Die Medien verbreiten Angst und manche Menschen sind fast in Panik. Ende August erlebte ich live, wie im Zug eine Schaffnerin einen hysterischen Anfall bekommt, weil zwei Reisende keine Masken tragen. Angst erzeugt Stress, Stress verhindert klares Denken, der Mensch schaltet in den Überlebensmodus – Kampf, Flucht oder Erstarrung. Das prägt unsere Öffentlichkeit seit Monaten, wobei Flucht auch keine Option ist – wohin auch?

Trotzdem sind sich erstaunlich viele bewußt, dass wir das Ende eines Zeitalters erleben. Das Geld ist alle und neue Schulden werden das Problem nicht lösen, sie werden das Problem nur verschärfen. Eine bald 80-Jährige will zwar keinen Handschlag und schon keine Umarmung, aber beim Gehen sagt sie mir: „das Geld ist doch sowieso schon alle. Ich habe ja nicht mehr so viel Zeit, aber ihr werdet das ausbaden müssen.“ Ein Freund, der gerade mit 60 in den Vorruhestand geht, ist sich auch nicht so sicher, ob das wirklich sein letzter Arbeitstag war. Irgendjemand wird den Karren ja aus dem Dreck ziehen müssen. Ob die Jüngeren das schaffen, sieht er eher skeptisch. Aus dem Arbeitsleben verabschiedet sich auch eine Freundin, weil sie keine Lust mehr hat, den ganzen Schwachsinn und die Masse an Schmarotzern mit zu mästen. Die Geschichten, die sie zu ihren Arztbesuchen erzählt, lasse ich besser weg, sonst bekomme ich Besuch von der Polizei wegen „Hassverbrechen“.
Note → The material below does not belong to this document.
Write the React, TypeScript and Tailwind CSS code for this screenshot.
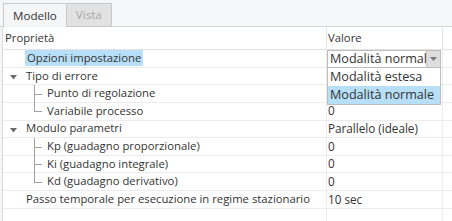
import React from "react";

const font = { fontFamily: '"Open Sans", "Noto Sans", sans-serif' };

type Row = {
  label: string;
  value?: string;
  level: 0 | 1;
  expander?: boolean;
  branch?: "mid" | "last";
  highlight?: boolean;
};

const rows: Row[] = [
  { label: "Opzioni impostazione", level: 0, highlight: true },
  { label: "Tipo di errore", level: 0, expander: true },
  { label: "Punto di regolazione", level: 1, branch: "mid" },
  { label: "Variabile processo", value: "0", level: 1, branch: "last" },
  { label: "Modulo parametri", value: "Parallelo (ideale)", level: 0, expander: true },
  { label: "Kp (guadagno proporzionale)", value: "0", level: 1, branch: "mid" },
  { label: "Ki (guadagno integrale)", value: "0", level: 1, branch: "mid" },
  { label: "Kd (guadagno derivativo)", value: "0", level: 1, branch: "last" },
  { label: "Passo temporale per esecuzione in regime stazionario", value: "10 sec", level: 0 },
];

function TreeCell({ r }: { r: Row }) {
  return (
    <div className="relative flex h-full items-center">
      {r.expander && (
        <svg className="absolute left-[7px] top-[7px]" width="7" height="5" viewBox="0 0 7 5">
          <path d="M0 0 L7 0 L3.5 4.5 Z" fill="#6b6b6b" />
        </svg>
      )}
      {r.branch && (
        <>
          <div
            className={
              r.branch === "mid"
                ? "absolute left-[31px] top-0 h-[calc(100%+1px)] w-px bg-[#a0a0a0]"
                : "absolute left-[31px] top-0 h-1/2 w-px bg-[#a0a0a0]"
            }
          />
          <div className="absolute left-[31px] top-1/2 h-px w-[8px] bg-[#a0a0a0]" />
        </>
      )}
      <span
        className={
          "whitespace-nowrap " +
          (r.level === 1 ? "ml-[43px] " : "ml-[22px] ") +
          (r.highlight ? "bg-[#b7dff7] px-[2px] leading-[16px]" : "px-[1px]")
        }
      >
        {r.label}
      </span>
    </div>
  );
}

export default function App() {
  return (
    <div
      className="relative h-[221px] w-[452px] overflow-hidden bg-[#f4f6f7] text-[11.3px] text-[#333333]"
      style={font}
    >
      {/* tabs */}
      <div className="flex h-[27px] items-end border-b border-[#d4d6d8] pl-[3px]">
        <div className="-mb-px flex h-[24px] items-center border border-b-0 border-[#c8c8c8] bg-[#f4f6f7] px-[9px] text-[11.6px] text-[#333]">
          Modello
        </div>
        <div className="-mb-px flex h-[24px] items-center border border-l-0 border-[#c8c8c8] bg-[#e2e2e2] px-[9px] text-[11.6px] text-[#a8a8a8]">
          Vista
        </div>
      </div>

      {/* table */}
      <div className="ml-[2px] h-[194px] border-l border-[#d9d9d9] bg-white">
        <div className="flex h-[23px] border-b border-[#e3e3e3]">
          <div className="flex w-[324px] items-center border-r border-[#e3e3e3] pl-[2px]">Proprietà</div>
          <div className="flex w-[116px] items-center border-r border-[#e3e3e3] pl-[1px]">Valore</div>
          <div className="flex-1" />
        </div>
        {rows.map((r, i) => (
          <div key={i} className="flex h-[17.65px] border-b border-[#ececec]">
            <div className="w-[324px] border-r border-[#ececec]">
              <TreeCell r={r} />
            </div>
            <div className="flex w-[116px] items-center border-r border-[#ececec] pl-[1px] text-[11.7px]">
              {r.value}
            </div>
            <div className="flex-1" />
          </div>
        ))}
        <div className="flex h-[20px]">
          <div className="w-[324px] border-r border-[#ececec]" />
          <div className="w-[116px] border-r border-[#ececec]" />
        </div>
      </div>

      {/* combo box */}
      <div className="absolute left-[327px] top-[50px] flex h-[18px] w-[114px] border border-[#bdbdbd] bg-white text-[12.6px]">
        <div className="flex-1 overflow-hidden whitespace-nowrap pl-[2px] leading-[16px]">Modalità normale</div>
        <div className="flex w-[14px] items-center justify-center border-l border-[#c8c8c8] bg-[#dedede]">
          <svg width="7" height="4" viewBox="0 0 7 4">
            <path d="M0 0 L7 0 L3.5 4 Z" fill="#7a7a7a" />
          </svg>
        </div>
      </div>

      {/* dropdown list */}
      <div className="absolute left-[327px] top-[68px] flex w-[114px] flex-col border border-t-0 border-[#bdbdbd] bg-white text-[12.6px]">
        <div className="flex h-[18px] items-center pl-[2px]">Modalità estesa</div>
        <div className="flex h-[18px] items-center bg-[#b7dff7] pl-[2px]">Modalità normale</div>
      </div>
    </div>
  );
}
Ich komme aus der Zukunft, ich bin aus der DDR. So durchgeknallt und widernatürlich war es aber zumindest in den 80er Jahren selbst im Osten nicht.

Eine alte Normalität wird es nicht geben, eine neue Normalität wie sie uns in Aussicht gestellt wird, wird es mit mir nicht geben. Die Zeichen stehen auf Sturm. Seit zwanzig Jahren habe ich mich von den Massenmedien abgekoppelt und selbst Informationen zusammengesucht, die mich interessieren. Schnell ist der Punkt erreicht, an dem die Anknüpfungspunkte für Gespräche selten werden und irgendwann reißen sie ganz ab. Das Politiktheater ist nicht relevant, es ist das Fastfood für die Menge. Der tägliche, permanente Fluß an Aufregungen lenkt nur von den eigenen Fragen ab, und das ist genau so gewollt. Mit etwas Abstand kann man diesem Land nur noch eine schwere Störung diagnostizieren.

Der Instinkt funktioniert aber zum Glück noch und manchmal auch das Gewissen. Wir stehen vor einem Umbruch, der die Wende und die Wiedervereinigung wie einen Kindergeburtstag aussehen lassen werden. Die Lügenkonstrukte von Jahrhunderten werden kollabieren, unsere Weltbilder auseinanderfallen und von den aufgeblasenen Egos wird nicht einmal Asche übrig bleiben.

Bis dahin ist es aber noch ein Stück Weges. Jeder Mensch, der noch über eigene Wahrnehmung und Reste selbständigen Denkens verfügt, mit dem sein Gewissen in den stillen Momenten Klartext spricht, hat eine Ahnung, wie groß die Lüge in unserer Welt geworden ist, wie sehr die medial dargestellte Wirklichkeit von der selbst erlebten abweicht, wie absurd das Abseitige als normal dargestellt wird und das Normale als falsch und verbrecherisch. Satan ist der Vater der Lügen und manchmal kommen mir da seltsame Gedanken zum heutigen Geschehen… Apokalypse heißt aber übersetzt nur Entschleierung, Enthüllung.

Volksweisheiten

So wie jeder Hund nur zwei Mahlzeiten von einem Wolf entfernt ist, ist jede Gesellschaft nur drei Mahlzeiten von der Revolution entfernt.

Die erste Corona-Welle haben wir ja nur mit einer Unterversorgung an Toilettenpapier und Küchenrollen gut überstanden. Allerdings frage ich mich jetzt noch mehr als vorher schon, was passiert, wenn die Nahrungsmittelversorgung nur kurzzeitig unterbrochen wird.